Entre 2012 e 2014, a ex-primeira-dama Adriana Ancelmo comprou dois apartamentos em Ipanema. Somados, os gastos com a aquisição dos imóveis chegam a R$ 6,9 milhões. A Receita encontrou inconsistências numa transação imobiliária de Adriana Ancelmo, feita em 2014: a compra de um apartamento na Rua Prudente de Morais. A investigação identificou que ela adquiriu o imóvel por R$ 3,3 milhões. Porém, o valor declarado foi de R$ 4,6 milhões.

O relatório também informa que, no ano passado, a mulher de Cabral adquiriu por R$ 400 mil um quadro da artista Adriana Varejão e outras duas telas por R$ 150 mil. Em dezembro, consta na declaração da exprimeira-dama a aquisição por R$ 2 milhões da casa no condomínio de Mangaratiba.
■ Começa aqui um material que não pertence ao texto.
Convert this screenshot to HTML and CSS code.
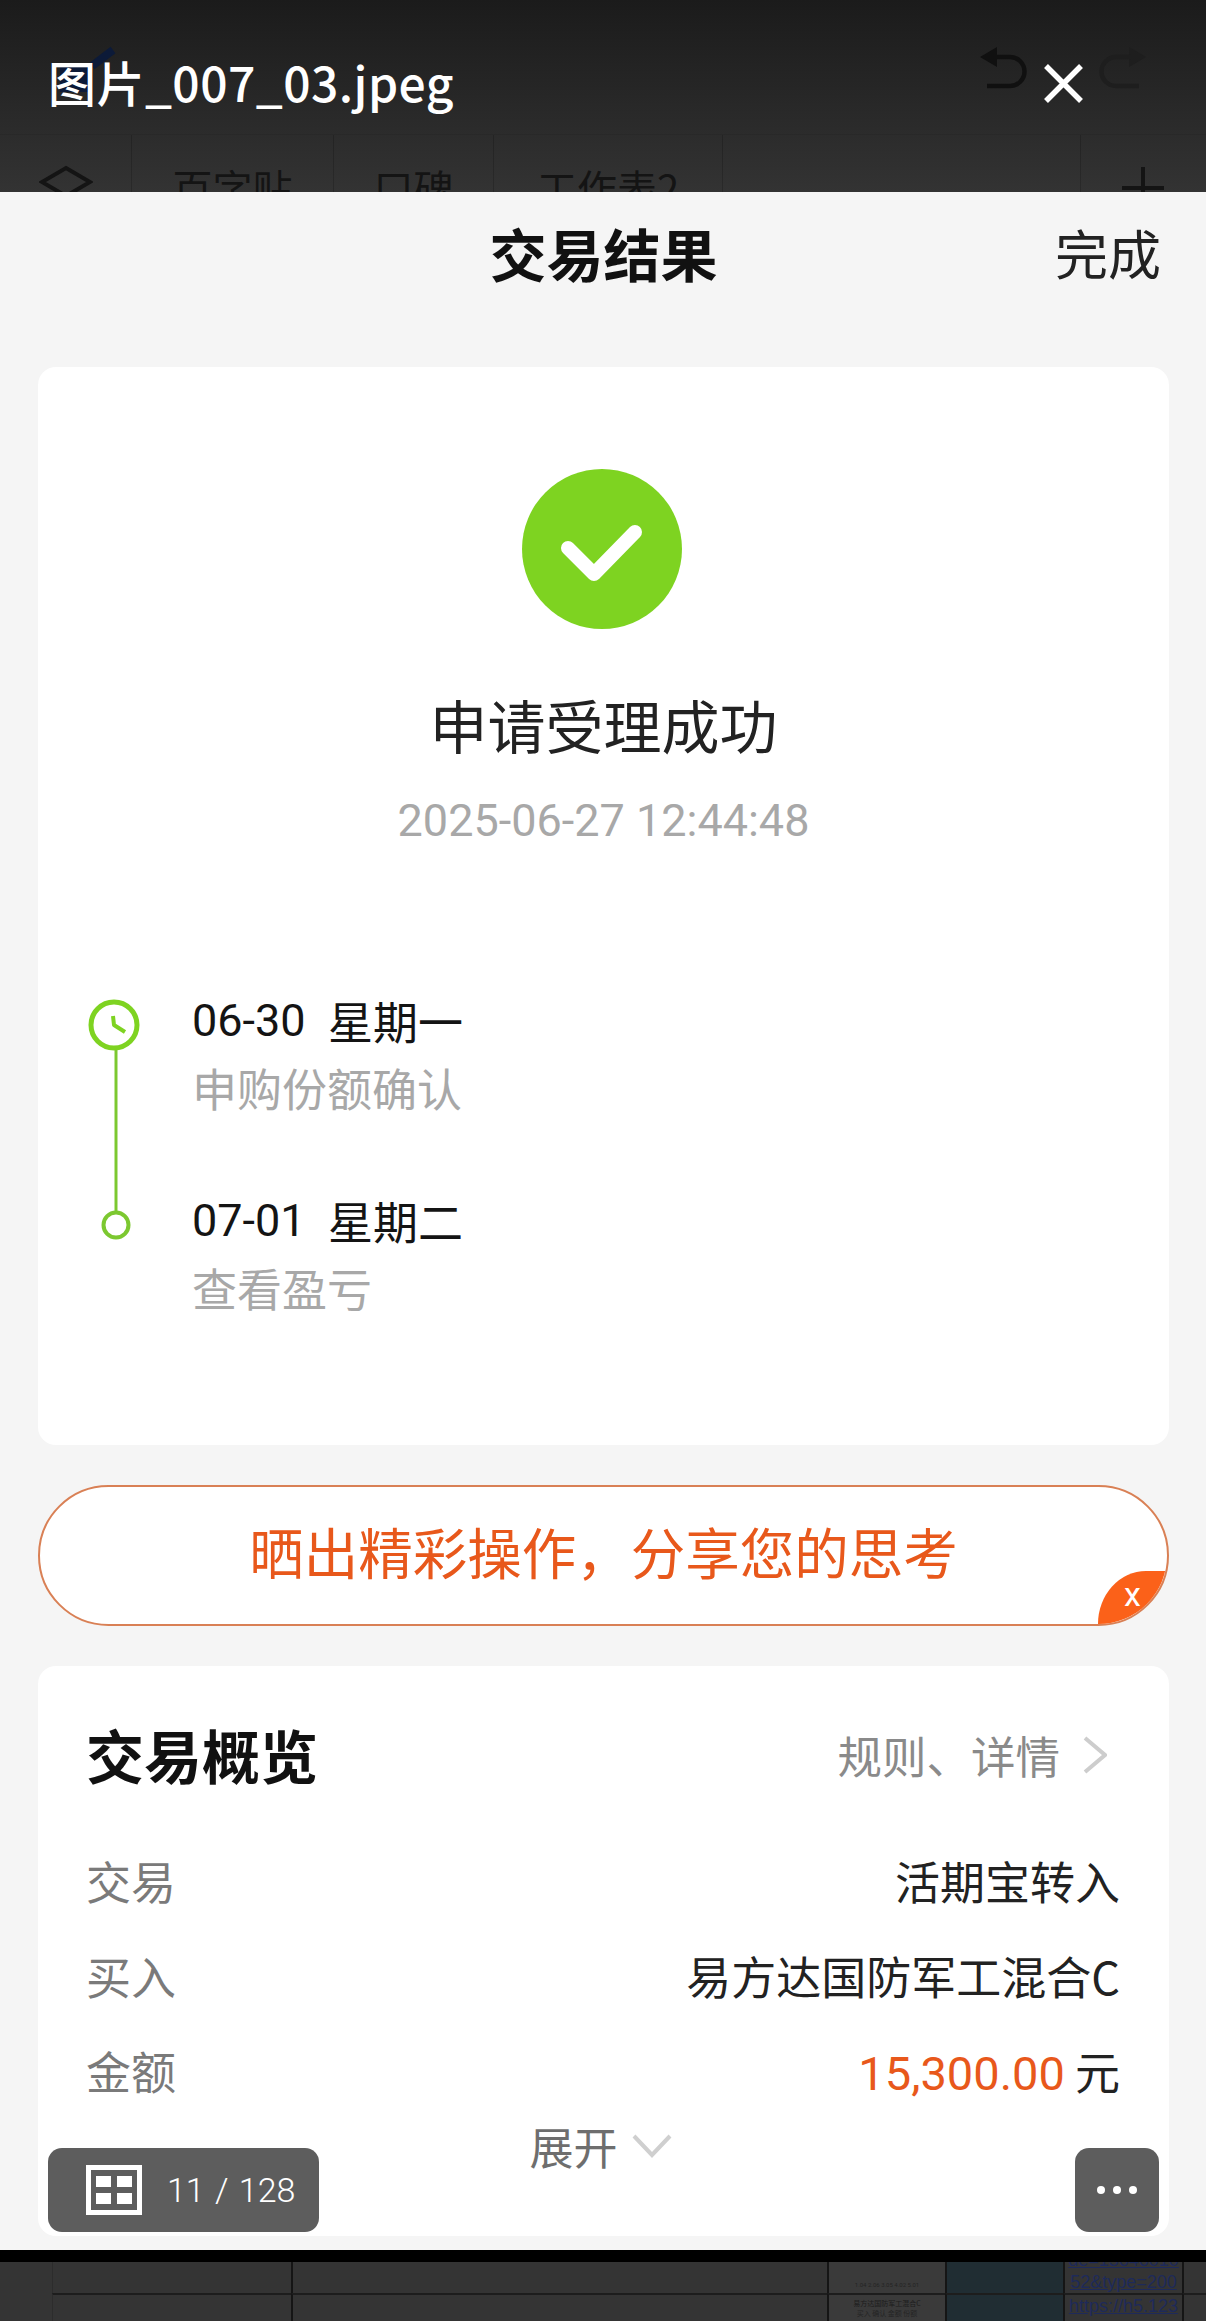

Procurado, o escritório de advocacia de Adriana, que a defende, não respondeu. A exprimeira-dama também não deu entrevistas.

 

NOVO PEDIDO DE PRISÃO

A força-tarefa da Lava-Jato recorreu ao Tribunal Federal da 2ª Região para pedir a prisão temporária da ex-primeira-dama Adriana Ancelmo. Antes da deflagração da Operação Calicute, os procuradores já haviam solicitado a medida ao juiz da 7ª Vara Federal Criminal do Rio, Marcelo Bretas, que negou o pedido. Com isso, ela foi levada coercitivamente para para a Superintendência da Polícia Federal na quinta-feira e liberada após prestar depoimento.

O pedido de prisão temporária de Adriana será analisado pelo desembargador Abel Gomes, da 1ª Turma especializada do TRF-2. Ele aguarda manifestação da defesa da ex-primeira-dama. Depois que isso acontecer, a segunda instância do MPF vai se manifestar. Em seguida, o desembargador vai levar a análise do pedido de prisão para a turma, que é composta por Abel e outros dois desembargadores.

A força-tarefa da Lava-Jato sustenta que Adriana Ancelmo, mesmo sendo casada com Cabral, não “reportou qualquer dificuldade ético-profissional” ao ser contratada, por meio de seu escritório de advocacia, por empresas que mantinham contratos com o governo do Rio e com concessionárias de serviços públicos.